Check each line of the listing below for the string "React", and copy the ones that have it.

===== Data lines =====

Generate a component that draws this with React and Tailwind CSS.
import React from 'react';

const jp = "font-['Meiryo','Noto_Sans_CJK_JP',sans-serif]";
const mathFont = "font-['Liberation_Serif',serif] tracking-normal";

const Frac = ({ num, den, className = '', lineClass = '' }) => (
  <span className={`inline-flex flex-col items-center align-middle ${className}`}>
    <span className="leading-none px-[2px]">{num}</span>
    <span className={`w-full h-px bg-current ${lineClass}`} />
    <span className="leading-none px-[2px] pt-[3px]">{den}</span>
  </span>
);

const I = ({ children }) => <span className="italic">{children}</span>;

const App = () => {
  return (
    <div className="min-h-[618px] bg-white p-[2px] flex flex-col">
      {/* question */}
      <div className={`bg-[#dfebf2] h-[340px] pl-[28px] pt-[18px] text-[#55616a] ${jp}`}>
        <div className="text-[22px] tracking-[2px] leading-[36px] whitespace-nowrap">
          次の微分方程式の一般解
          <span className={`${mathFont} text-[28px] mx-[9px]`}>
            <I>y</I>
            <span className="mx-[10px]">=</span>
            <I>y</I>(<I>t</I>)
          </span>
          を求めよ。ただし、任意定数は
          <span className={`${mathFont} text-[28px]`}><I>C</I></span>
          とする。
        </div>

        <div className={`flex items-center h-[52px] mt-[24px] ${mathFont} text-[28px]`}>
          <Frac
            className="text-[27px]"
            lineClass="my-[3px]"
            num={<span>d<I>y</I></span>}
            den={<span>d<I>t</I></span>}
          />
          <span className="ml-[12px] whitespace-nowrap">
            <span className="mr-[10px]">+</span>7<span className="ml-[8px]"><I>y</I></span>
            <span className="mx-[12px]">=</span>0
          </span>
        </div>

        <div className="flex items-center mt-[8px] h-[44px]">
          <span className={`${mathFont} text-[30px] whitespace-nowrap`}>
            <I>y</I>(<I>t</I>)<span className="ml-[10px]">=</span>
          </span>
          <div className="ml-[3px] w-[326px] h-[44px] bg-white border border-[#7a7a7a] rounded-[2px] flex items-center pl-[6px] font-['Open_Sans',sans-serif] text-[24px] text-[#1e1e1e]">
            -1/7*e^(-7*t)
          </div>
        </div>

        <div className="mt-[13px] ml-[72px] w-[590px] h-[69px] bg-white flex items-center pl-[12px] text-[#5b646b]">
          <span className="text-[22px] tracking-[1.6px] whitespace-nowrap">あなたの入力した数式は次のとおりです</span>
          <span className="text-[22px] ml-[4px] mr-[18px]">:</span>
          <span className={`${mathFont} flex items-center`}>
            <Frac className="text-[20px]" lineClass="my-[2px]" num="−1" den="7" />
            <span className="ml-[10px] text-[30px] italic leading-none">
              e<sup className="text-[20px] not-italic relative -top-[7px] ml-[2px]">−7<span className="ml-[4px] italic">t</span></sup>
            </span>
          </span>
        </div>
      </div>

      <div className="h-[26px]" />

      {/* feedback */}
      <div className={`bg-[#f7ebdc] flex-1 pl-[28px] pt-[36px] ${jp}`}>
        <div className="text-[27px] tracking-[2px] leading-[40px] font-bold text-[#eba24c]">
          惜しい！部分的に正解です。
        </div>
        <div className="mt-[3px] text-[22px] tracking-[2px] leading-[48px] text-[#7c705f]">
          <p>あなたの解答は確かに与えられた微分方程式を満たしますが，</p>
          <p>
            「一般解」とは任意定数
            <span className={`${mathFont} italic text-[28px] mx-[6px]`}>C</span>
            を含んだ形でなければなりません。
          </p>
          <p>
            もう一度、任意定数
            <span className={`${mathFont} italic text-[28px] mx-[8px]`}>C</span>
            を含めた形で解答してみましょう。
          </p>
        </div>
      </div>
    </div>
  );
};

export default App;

=====

● Task output
Generate a component that draws this with React and Tailwind CSS.
import React from 'react';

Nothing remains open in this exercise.